I think about the above vignettes as my friend wrote to me to say she was dieting again because of gaining some weight back after losing some over the course of 18 months by painstaking abstinence of even the smallest "pleasures." Then, after receiving her resolution (I had invited her to have some dessert at my home.), I read an article in the local news from a woman who talked about the self-hatred women experience - particularly of their appearance, their bodies. Still later, I cleaned out some old professional publications with one entitled "Terminal Anorexia," illustrated with a skeletal thin female body - the ultimate picture of a societal paradigm of misogyny. . .

One of the hardest lessons in love I have had is looking in the mirror and telling myself, "I love you." 

Somehow, believing God loved me remained theoretical and giving my cognitive assent to the concept changed nothing. Yet, looking in a mirror and telling myself, "I love you," brought the matter right to the heart. I didn't love myself. I could barely look at myself at first because I felt ashamed, unworthy - too imperfect in too many ways. And if I felt unworthy of love, how in the world might I actually experience God's Love in my bones? 

I realized I couldn't. The Love had no power because I kept it at arm's distance - a nice idea with no transformational force because it flitted in my prefrontal cortex, but never travelled down any further in my brain or my body. 

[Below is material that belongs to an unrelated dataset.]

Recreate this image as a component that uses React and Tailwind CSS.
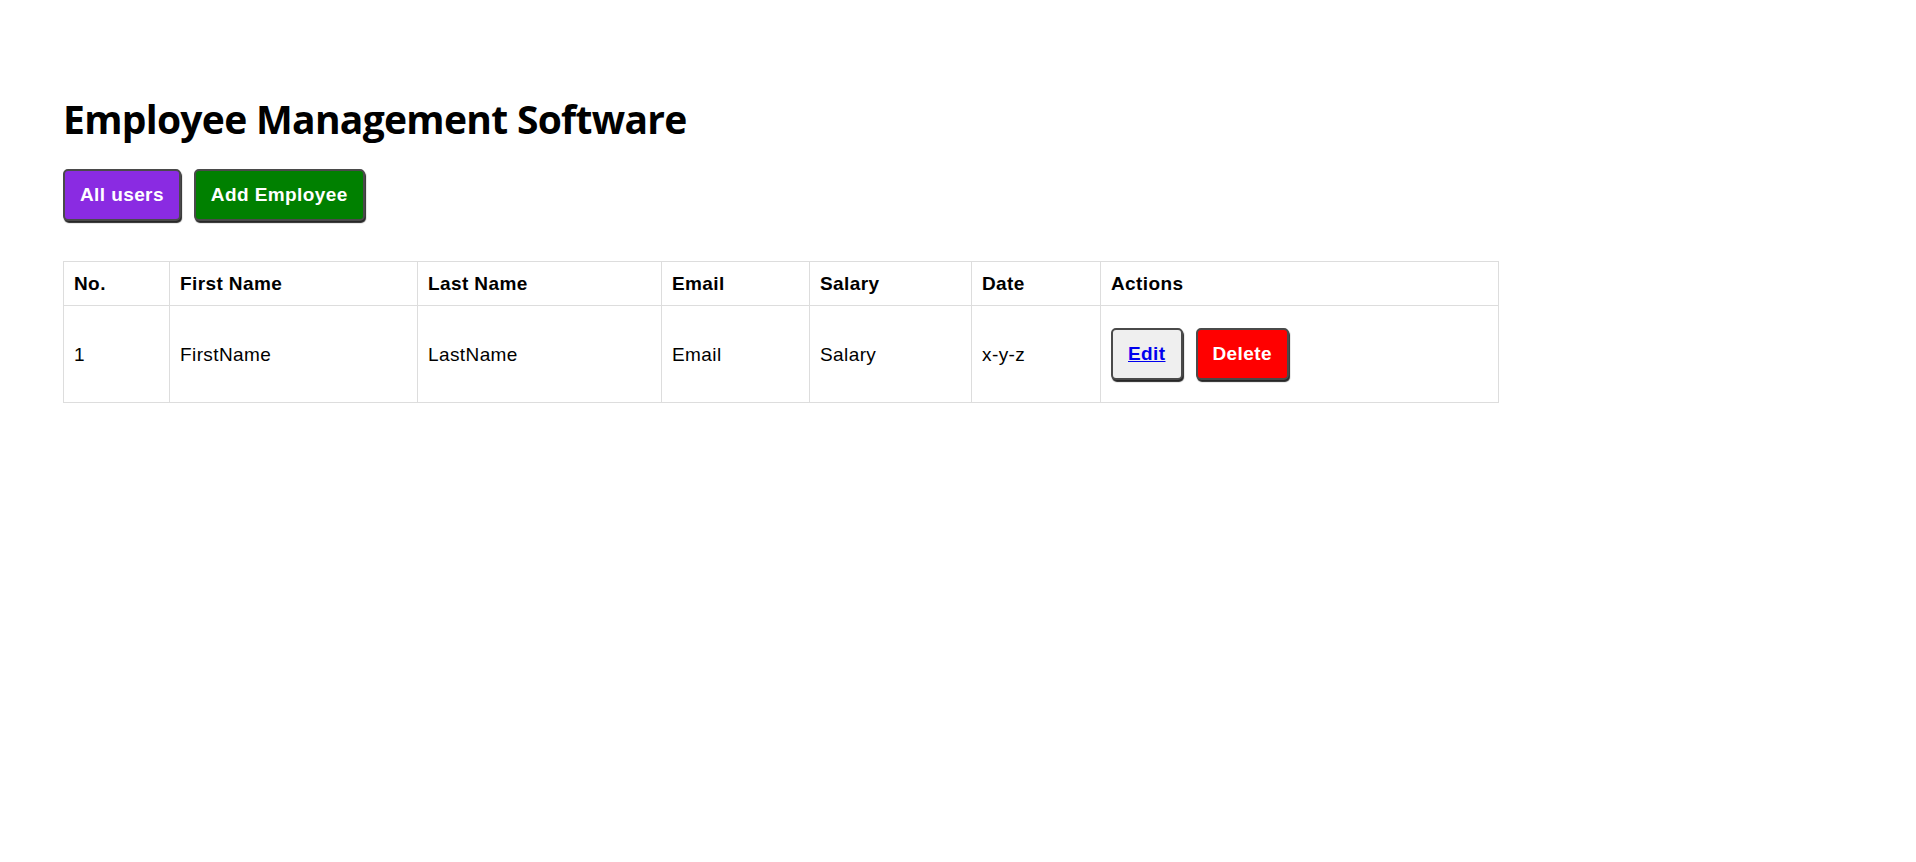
import React from "react";

const btn =
  "h-[52px] px-[15px] border-2 border-[#4a4a4a] rounded-[5px] shadow-[1px_2px_1px_rgba(0,0,0,0.85)] text-[19px] font-bold tracking-[0.4px]";

export default function App() {
  const cell = "border border-[#dddddd] px-[10px] py-[11px] text-left align-middle tracking-[0.4px]";
  return (
    <div className="min-h-[862px] bg-white pl-[63px] pt-[95px] text-black" style={{ fontFamily: '"Liberation Sans", Arial, sans-serif' }}>
      <h1 className="text-[39px] font-bold leading-[47px] m-0" style={{ fontFamily: '"Open Sans", "Noto Sans", sans-serif', letterSpacing: "-0.7px" }}>
        Employee Management Software
      </h1>
      <div className="flex gap-[13px] mt-[27px]">
        <button className={`${btn} bg-[#8a2be2] text-white`}>All users</button>
        <button className={`${btn} bg-[#008000] text-white`}>Add Employee</button>
      </div>
      <table className="mt-[40px] border-collapse table-fixed w-[1435px] text-[19px]">
        <colgroup>
          <col className="w-[106px]" />
          <col className="w-[248px]" />
          <col className="w-[244px]" />
          <col className="w-[148px]" />
          <col className="w-[162px]" />
          <col className="w-[129px]" />
          <col className="w-[398px]" />
        </colgroup>
        <thead>
          <tr>
            {["No.", "First Name", "Last Name", "Email", "Salary", "Date", "Actions"].map((h) => (
              <th key={h} className={`${cell} font-bold leading-[21px]`}>{h}</th>
            ))}
          </tr>
        </thead>
        <tbody>
          <tr>
            {["1", "FirstName", "LastName", "Email", "Salary", "x-y-z"].map((t, i) => (
              <td key={i} className={`${cell} leading-[21px]`}>{t}</td>
            ))}
            <td className={`${cell} py-[22px]`}>
              <div className="flex gap-[13px]">
                <button className={`${btn} bg-[#efefef] text-[#0000ee] underline`}>Edit</button>
                <button className={`${btn} bg-[#ff0000] text-white`}>Delete</button>
              </div>
            </td>
          </tr>
        </tbody>
      </table>
    </div>
  );
}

I can at least look at myself now and say the words. And somehow, by being able to say them to myself it helps me believe the words I read in the Bible over and again - God so loves the world, God finds the creation good and humankind very good, God sings over me (I like to think in the same way I croon again and again about the wonders of my wonder-pup.). God is a parent holding a new born for the very first time and staring at the infant in awe and wonder - and Love.

I hope gaining incremental self-acceptance has also grown my love for all the fallible people around me. I think it has. Because as I am learning to love all my shortcomings (and God loves even those shortcomings - God loves everything about me*), I become more aware of my additional shortcomings (like they've been waiting in line to meet me all these years) and in turn, I have more grace when others show me their faults and foibles. It's like, "Hey, I do that, too! Don't you hate it when that happens?" Most of the time, I'd say they do. I hurt for them when they seem unaware or utterly bent on blasting the world in some way. And still, I know I, too, am unaware and utterly bent on blasting the world - just as much as I long for paths of reconciliation and peace.

So here is to Love which simply Loves "for richer, for poorer; in sickness and in health" all the days of our lives.

*If anyone ever reads this and has a certain background, they may be affronted by this statement because the adage is "God loves the sinner, but hates the sin." Like we have some substance purely holy somewhere within us, like God is not powerful enough to love all of who we are. As if Love itself is not powerful enough to "cover a multitude of sins." If God loves us at all, God loves all of us, because God created all of us, exactly as we are.